Amherst College mourns the passing of Mary Catherine Bateson on Jan. 2, 2021. Dean of the Faculty Catherine Epstein wrote the following about her in a Jan. 5 email to faculty and staff:

... Bateson served as dean of the faculty at Amherst from 1980 to 1983, the first woman to take on this role. Trained in linguistics and Middle Eastern studies, Dean Bateson taught at Harvard and Northeastern, as well as in the Philippines and Iran, before coming to Amherst as dean.
 
Dean Bateson wrote several compelling autobiographies, including With a Daughter's Eye: A Memoir of Margaret Mead & Gregory Bateson (1984) and Composing a Life (2001). The latter volume included some discussion of her experiences at Amherst. These were not easy times for a woman to be in administration at the college.

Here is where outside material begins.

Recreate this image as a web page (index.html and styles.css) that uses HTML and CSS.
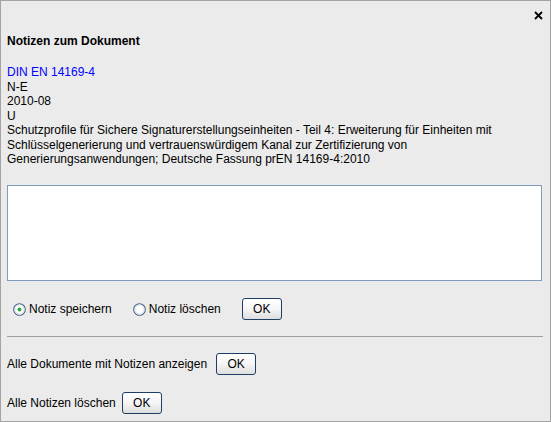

As Bateson wrote of her experience here, "Amherst was still caught in the set of inherited attitudes that defined any woman as an outsider..."
 
Dean Bateson was professor of Anthropology at Amherst until 1987. She then served as Clarence J. Robinson Professor in Anthropology and English at George Mason University until her retirement in 2002, when she moved to New Hampshire. In recent years she published work on how men and women adapt to culture change, and about longevity and lifelong learning....
 
The podcast On Being recently re-aired Bateson's 2015 interview with host Krista Tippett about "Living as an Improvisational Art."